Yeah, don’t worry A’s and Rays fans. It won’t happen. Wait? So why are we bringing the topic to the forefront again? I get that the Yankees and Red Sox would be unhappy sharing revenue with teams that they perceive aren’t trying, but that is no reason to be targeting the Athletics or Rays – regardless of stadium issues – given their recent successes with smaller budgets.

"Baseball should think twice before going there."

Yeah they should. The thing is there is NO indication that they are going to go there. Even if Lil’ Steinbrenner spouts this nonsense during CBA planning and negotiations, does anyone really expect the owners to support such a concept? Hank and Hal are not their father. They’re not even close and whatever cache George held with the other owners, it’s pretty clear that the younger Steinbrenners lack the respect or clout to rally and lead other owners down this road. Baseball is much better off today because they didn’t contract the Twins and Expos back in 2002 and they would be foolish to give any consideration to this idea for any of the 30 teams.

I’ve always believed that the threat of contraction was the result of behind the scenes agreements with both organizations to improve their respective lots in the baseball landscape. For the Twins it was a new stadium in the Twin Cities. For the Expos it was a more attractive market.

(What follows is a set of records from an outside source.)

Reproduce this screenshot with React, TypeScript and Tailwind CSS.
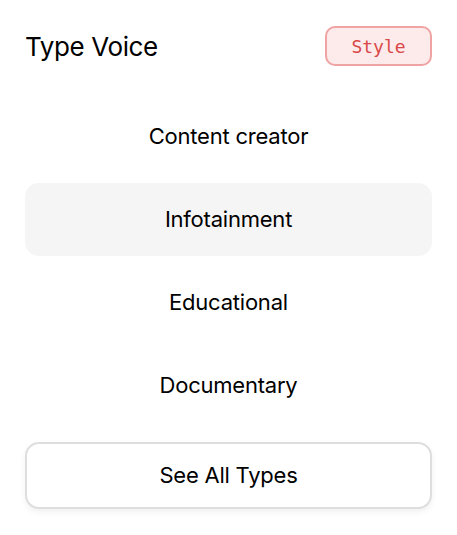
import React from "react";

const types = ["Content creator", "Infotainment", "Educational", "Documentary"];

export default function App() {
  const [active, setActive] = React.useState("Infotainment");

  return (
    <div
      className="min-h-screen w-full bg-white px-[25px] pt-[26px] text-black"
      style={{ fontFamily: "Inter, 'Liberation Sans', sans-serif" }}
    >
      <div className="flex items-center justify-between">
        <h2 className="text-[26px] font-normal tracking-[-0.015em]">Type Voice</h2>
        <span
          className="flex h-[40px] w-[107px] items-center justify-center rounded-[10px] border-2 border-[#f0a3a3] bg-[#fdeaea] text-[18px] text-[#d94848]"
          style={{ fontFamily: "'DejaVu Sans Mono', monospace" }}
        >
          Style
        </span>
      </div>

      <ul className="mt-[34px] flex flex-col gap-[10px]">
        {types.map((t) => (
          <li key={t}>
            <button
              onClick={() => setActive(t)}
              className={`flex h-[73px] w-full items-center justify-center rounded-[14px] text-[22px] tracking-[-0.01em] ${
                active === t ? "bg-[#f5f5f5]" : "bg-transparent"
              }`}
            >
              {t}
            </button>
          </li>
        ))}
      </ul>

      <button className="mt-[20px] flex h-[67px] w-full items-center justify-center rounded-[14px] border-2 border-[#dedede] bg-white text-[22px] tracking-[-0.01em] shadow-[0_3px_6px_rgba(0,0,0,0.06)]">
        See All Types
      </button>
    </div>
  );
}
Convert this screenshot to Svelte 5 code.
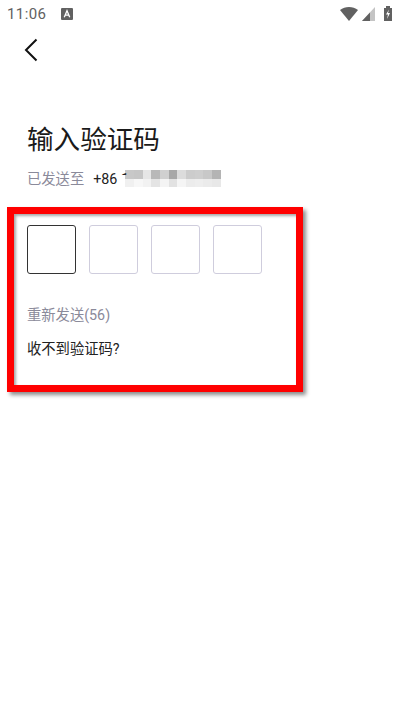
<script>
	const digits = ['', '', '', ''];

	// mosaic over the phone number, two rows of 11 blocks
	const mosaic = [
		'#c8c8c8', '#c6c6c6', '#e6e6e6', '#b8b8b8', '#d0d0d0', '#a8a8a8', '#dcdcdc', '#cccccc', '#cecece', '#c8c8c8', '#b4b4b4',
		'#f0f0f0', '#f7f7f7', '#f2f2f2', '#e4e4e4', '#f4f4f4', '#e2e2e2', '#f5f5f5', '#ececec', '#eeeeee', '#ebebeb', '#e8e8e8'
	];
</script>

<div class="page">
	<div class="status-bar">
		<div class="status-left">
			<span class="time">11:06</span>
			<span class="notif">
				<svg viewBox="0 0 11 11" width="12" height="12">
					<rect width="11" height="11" rx="1" fill="#616161" />
					<path d="M3 8.500 5.500 2.500 8 8.500M4 6.600H7" fill="none" stroke="#fff" stroke-width="1.200" />
				</svg>
			</span>
		</div>
		<div class="status-right">
			<svg viewBox="0 0 18 14" width="18" height="14">
				<path d="M0 3C5-1 13-1 18 3L9 14Z" fill="#616161" />
			</svg>
			<svg viewBox="0 0 13 14" width="13" height="14">
				<path d="M0 14 13 0V14Z" fill="#c4c4c4" />
				<path d="M0 14 8 5.400V14Z" fill="#616161" />
			</svg>
			<svg class="battery" viewBox="0 0 8 15" width="8" height="15">
				<path d="M0 2H2V0H6V2H8V15H0Z" fill="#616161" />
				<path d="M5 3.500 2 8.500H4L3 13 6 7H4Z" fill="#fff" />
			</svg>
		</div>
	</div>

	<button class="back" aria-label="返回">
		<svg viewBox="0 0 14 24" width="14" height="24">
			<path d="M12.500 1.500 2 12l10.500 10.500" fill="none" stroke="#111" stroke-width="2" />
		</svg>
	</button>

	<h1>输入验证码</h1>

	<div class="sent">
		<span class="sent-label">已发送至</span>
		<span class="sent-number">+86 <span class="masked">1</span></span>
		<span class="mosaic">
			{#each mosaic as color}
				<i style="background: {color}"></i>
			{/each}
		</span>
	</div>

	<section class="code-panel">
		<div class="cells">
			{#each digits as digit, i}
				<div class="cell" class:active={i === 0}>{digit}</div>
			{/each}
		</div>
		<p class="resend">重新发送(56)</p>
		<p class="help">收不到验证码?</p>
	</section>
</div>

<style>
	:global(body) {
		background: #fff;
	}

	.page {
		width: 400px;
		height: 712px;
		overflow: hidden;
		background: #fff;
		font-family: 'Roboto', 'Noto Sans CJK SC', sans-serif;
	}

	.status-bar {
		height: 27px;
		padding: 0 8px 0 7px;
		display: flex;
		justify-content: space-between;
		align-items: center;
		box-sizing: border-box;
	}

	.status-left,
	.status-right {
		display: flex;
		align-items: center;
	}

	.status-right {
		gap: 4px;
	}

	.battery {
		margin-left: 5px;
	}

	.time {
		font-size: 15px;
		color: #616161;
		letter-spacing: 0.4px;
	}

	.notif {
		display: flex;
		margin-left: 15px;
	}

	.back {
		display: block;
		margin: 11px 0 0 24px;
		padding: 0;
		height: 24px;
		border: none;
		background: none;
	}

	h1 {
		margin: 60px 0 0 27px;
		font-size: 26.600px;
		line-height: 36px;
		font-weight: 400;
		color: #1a1a1a;
	}

	.sent {
		margin: 9px 0 0 27px;
		height: 20px;
		display: flex;
		align-items: center;
		font-size: 14.300px;
	}

	.sent-label {
		color: #8a8a9a;
	}

	.sent-number {
		margin: 3px 0 0 9px;
		color: #222;
		width: 32px;
		white-space: nowrap;
	}

	.masked {
		display: inline-block;
		clip-path: inset(0 0 72% 0);
	}

	.mosaic {
		display: grid;
		grid-template-columns: repeat(11, 8.700px);
		grid-auto-rows: 8.500px;
		margin-top: 3px;
	}

	.code-panel {
		width: 296px;
		height: 185px;
		margin: 20px 0 0 7px;
		padding: 11px 0 0 13px;
		box-sizing: border-box;
		border: 7px solid #f00;
		box-shadow: 3px 3px 4px rgba(0, 0, 0, 0.45), inset 2px 2px 3px rgba(0, 0, 0, 0.35);
	}

	.cells {
		display: flex;
		gap: 13px;
	}

	.cell {
		width: 49px;
		height: 49px;
		box-sizing: border-box;
		border: 1px solid #cfcddd;
		border-radius: 3px;
	}

	.cell.active {
		border-color: #333;
	}

	.resend {
		margin: 31px 0 0;
		font-size: 14.300px;
		line-height: 20px;
		color: #8a8a9a;
	}

	.help {
		margin: 14px 0 0;
		font-size: 14.300px;
		line-height: 20px;
		color: #222;
	}
</style>
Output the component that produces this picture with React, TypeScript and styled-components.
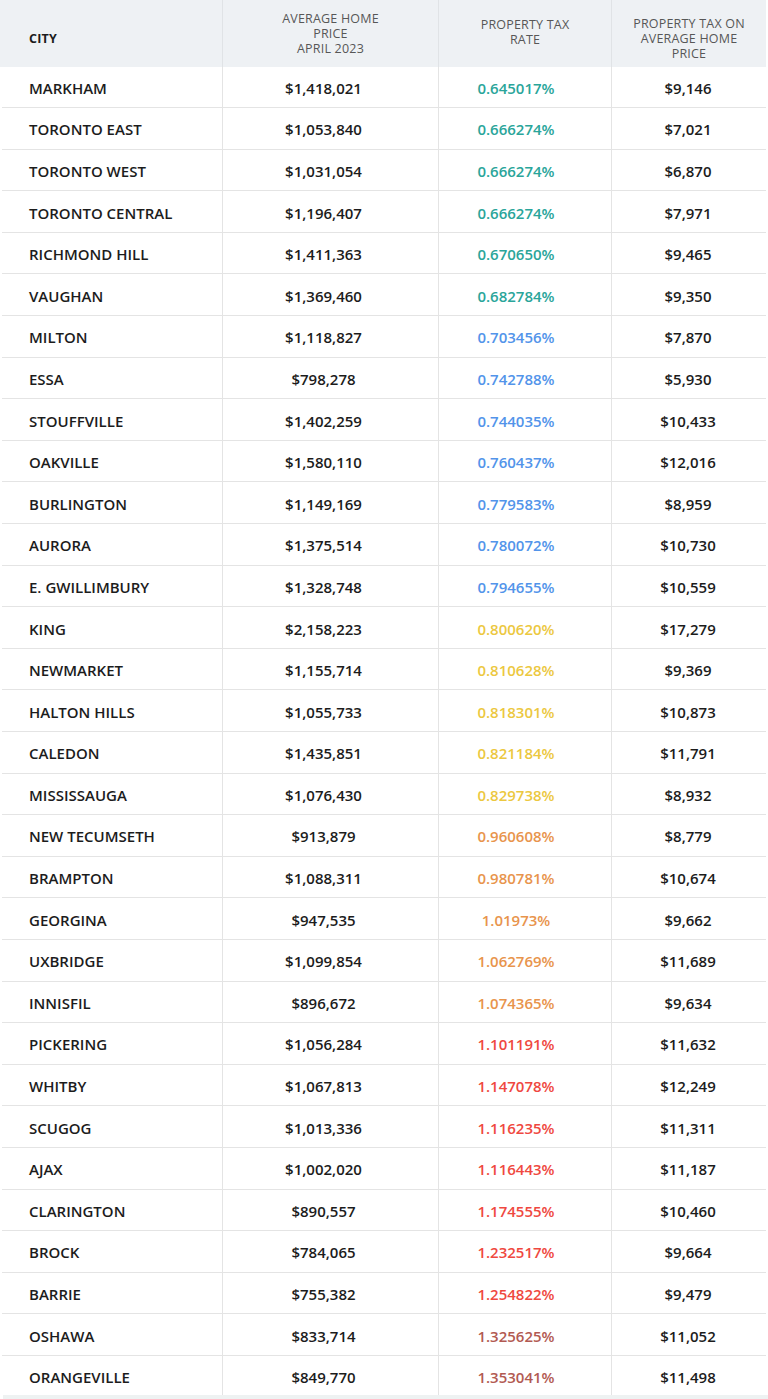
import React from "react";
import styled, { createGlobalStyle } from "styled-components";

const Global = createGlobalStyle`
  html, body { margin: 0; padding: 0; background: #ffffff; }
  body { font-family: "Open Sans", "Noto Sans", Arial, sans-serif; }
  * { box-sizing: border-box; }
`;

type Rate = "teal" | "blue" | "yellow" | "orange" | "red" | "brown";

const rateColors: Record<Rate, string> = {
  teal: "#2aa59a",
  blue: "#5294ea",
  yellow: "#ecc83f",
  orange: "#e8944c",
  red: "#ef4840",
  brown: "#b25a52",
};

const rows: [string, string, string, Rate, string][] = [
  ["MARKHAM", "$1,418,021", "0.645017%", "teal", "$9,146"],
  ["TORONTO EAST", "$1,053,840", "0.666274%", "teal", "$7,021"],
  ["TORONTO WEST", "$1,031,054", "0.666274%", "teal", "$6,870"],
  ["TORONTO CENTRAL", "$1,196,407", "0.666274%", "teal", "$7,971"],
  ["RICHMOND HILL", "$1,411,363", "0.670650%", "teal", "$9,465"],
  ["VAUGHAN", "$1,369,460", "0.682784%", "teal", "$9,350"],
  ["MILTON", "$1,118,827", "0.703456%", "blue", "$7,870"],
  ["ESSA", "$798,278", "0.742788%", "blue", "$5,930"],
  ["STOUFFVILLE", "$1,402,259", "0.744035%", "blue", "$10,433"],
  ["OAKVILLE", "$1,580,110", "0.760437%", "blue", "$12,016"],
  ["BURLINGTON", "$1,149,169", "0.779583%", "blue", "$8,959"],
  ["AURORA", "$1,375,514", "0.780072%", "blue", "$10,730"],
  ["E. GWILLIMBURY", "$1,328,748", "0.794655%", "blue", "$10,559"],
  ["KING", "$2,158,223", "0.800620%", "yellow", "$17,279"],
  ["NEWMARKET", "$1,155,714", "0.810628%", "yellow", "$9,369"],
  ["HALTON HILLS", "$1,055,733", "0.818301%", "yellow", "$10,873"],
  ["CALEDON", "$1,435,851", "0.821184%", "yellow", "$11,791"],
  ["MISSISSAUGA", "$1,076,430", "0.829738%", "yellow", "$8,932"],
  ["NEW TECUMSETH", "$913,879", "0.960608%", "orange", "$8,779"],
  ["BRAMPTON", "$1,088,311", "0.980781%", "orange", "$10,674"],
  ["GEORGINA", "$947,535", "1.01973%", "orange", "$9,662"],
  ["UXBRIDGE", "$1,099,854", "1.062769%", "orange", "$11,689"],
  ["INNISFIL", "$896,672", "1.074365%", "orange", "$9,634"],
  ["PICKERING", "$1,056,284", "1.101191%", "red", "$11,632"],
  ["WHITBY", "$1,067,813", "1.147078%", "red", "$12,249"],
  ["SCUGOG", "$1,013,336", "1.116235%", "red", "$11,311"],
  ["AJAX", "$1,002,020", "1.116443%", "red", "$11,187"],
  ["CLARINGTON", "$890,557", "1.174555%", "red", "$10,460"],
  ["BROCK", "$784,065", "1.232517%", "red", "$9,664"],
  ["BARRIE", "$755,382", "1.254822%", "red", "$9,479"],
  ["OSHAWA", "$833,714", "1.325625%", "brown", "$11,052"],
  ["ORANGEVILLE", "$849,770", "1.353041%", "brown", "$11,498"],
];

const Page = styled.div`
  width: 768px;
`;

const TableBox = styled.div`
  width: 766px;
  height: 1395px;
  overflow: hidden;
`;

const HeaderRow = styled.div`
  display: grid;
  grid-template-columns: 222px 216px 173px 155px;
  height: 66.5px;
  background: #eef1f4;
`;

const HeadCell = styled.div<{ $top: number; $align: "left" | "center"; $divider?: boolean }>`
  padding-top: ${(p) => p.$top}px;
  padding-left: ${(p) => (p.$align === "left" ? "29px" : "0")};
  text-align: ${(p) => p.$align};
  font-size: 12.5px;
  line-height: 15px;
  font-weight: 500;
  color: #575757;
  letter-spacing: 0.2px;
  border-left: ${(p) => (p.$divider ? "1px solid #e0e3e6" : "none")};
`;

const CityHead = styled(HeadCell)`
  color: #1c1c1c;
  font-weight: 700;
  font-size: 12.5px;
`;

const Body = styled.div`
  padding-left: 2px;
`;

const Row = styled.div`
  display: grid;
  grid-template-columns: 220px 216px 173px 155px;
  height: 41.6px;
  border-bottom: 1px solid #e4e4e4;
`;

const Cell = styled.div<{ $divider?: boolean; $shift?: number }>`
  display: flex;
  align-items: center;
  justify-content: center;
  padding-top: 2px;
  padding-right: ${(p) => p.$shift ?? 0}px;
  font-size: 15px;
  font-weight: 600;
  color: #1c1c1c;
  border-left: ${(p) => (p.$divider ? "1px solid #e4e4e4" : "none")};
`;

const CityCell = styled(Cell)`
  justify-content: flex-start;
  padding-left: 27px;
`;

const RateCell = styled(Cell)<{ $tone: Rate }>`
  color: ${(p) => rateColors[p.$tone]};
`;

const Strip = styled.div`
  margin-left: 3px;
  height: 4px;
  background: #eef2f2;
`;

export default function App() {
  return (
    <Page>
      <Global />
      <TableBox>
        <HeaderRow>
          <CityHead $top={31} $align="left">
            CITY
          </CityHead>
          <HeadCell $top={10.5} $align="center" $divider>
            AVERAGE HOME
            <br />
            PRICE
            <br />
            APRIL 2023
          </HeadCell>
          <HeadCell $top={16.5} $align="center" $divider>
            PROPERTY TAX
            <br />
            RATE
          </HeadCell>
          <HeadCell $top={16} $align="center" $divider>
            PROPERTY TAX ON
            <br />
            AVERAGE HOME
            <br />
            PRICE
          </HeadCell>
        </HeaderRow>
        <Body>
          {rows.map(([city, price, rate, tone, tax]) => (
            <Row key={city}>
              <CityCell>{city}</CityCell>
              <Cell $divider $shift={14}>
                {price}
              </Cell>
              <RateCell $divider $shift={18} $tone={tone}>
                {rate}
              </RateCell>
              <Cell $divider $shift={2}>
                {tax}
              </Cell>
            </Row>
          ))}
        </Body>
      </TableBox>
      <Strip />
    </Page>
  );
}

Whether contraction was a myth, as Selig claimed last year, or a potential reality, only a select few will ever really know.

Major League Baseball generated revenue in excess of $7 billion in 2010. Having 28 teams in 28 markets puts a much bigger dent in that number than the revenue sharing and luxury tax payments the big boys are having to pony up with 30 teams in existence. Rosenthal references the obvious issues the players union would have with such a move. What he doesn’t mention is the negative impact contraction would have on the minor league systems of the impacted organizations and the thousands of jobs – on the field and off the field – that would be lost as a result.

Contraction will never happen in my lifetime. There is too much money on the line to do something so foolish, and baseball owners and executive are not foolish. Well maybe with the exception of Hank Steinbrenner.